Prior to her current position, Ms. Milleville was Supervisor for the CCSAO at the Chicago Children’s Advocacy Center. Ms. Milleville was also a First Chair Trial Specialist in the Sexual Assault and Domestic Violence Division where she tried numerous sexual assault cases. Ms. Milleville also worked as an Assistant State’s Attorney in the Community Prosecutions Division where she worked with the community and law enforcement to make a difference in the prosecution of cases which impacted the safety of the community. Ms. Milleville has tried hundreds of cases over the course of her 26 years as a prosecutor, including sexual assault, domestic violence including murder, home invasion, and hate crimes.

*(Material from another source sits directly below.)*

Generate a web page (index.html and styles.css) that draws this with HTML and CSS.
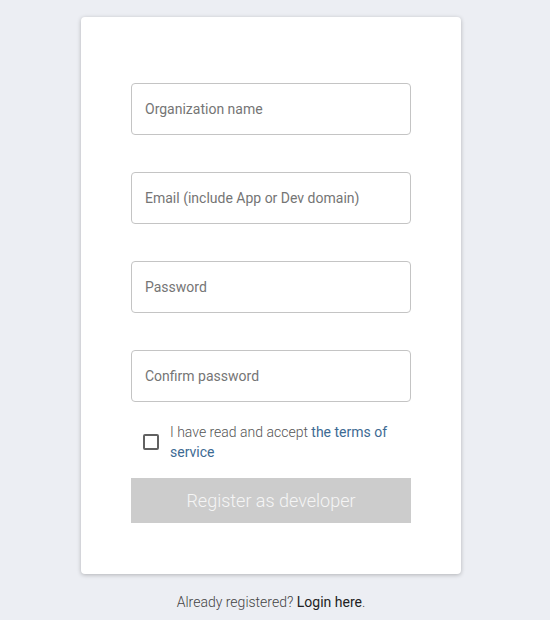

Ms. Milleville presents to other Assistant States Attorneys, law enforcement and advocates on charging considerations in sexual assault cases and on how to speak with victims in a trauma-informed manner as part of a forty-hour training which is presented by the Cook County State’s Attorney’s Office bi-annually. Additionally, she has trained for the Chicago Police Department on how the felony review process relates to law enforcement investigations on sexual assault cases. Ms. Milleville is a member of several State Boards including the Children’s Justice Task Force and the Sex Offender Management Board.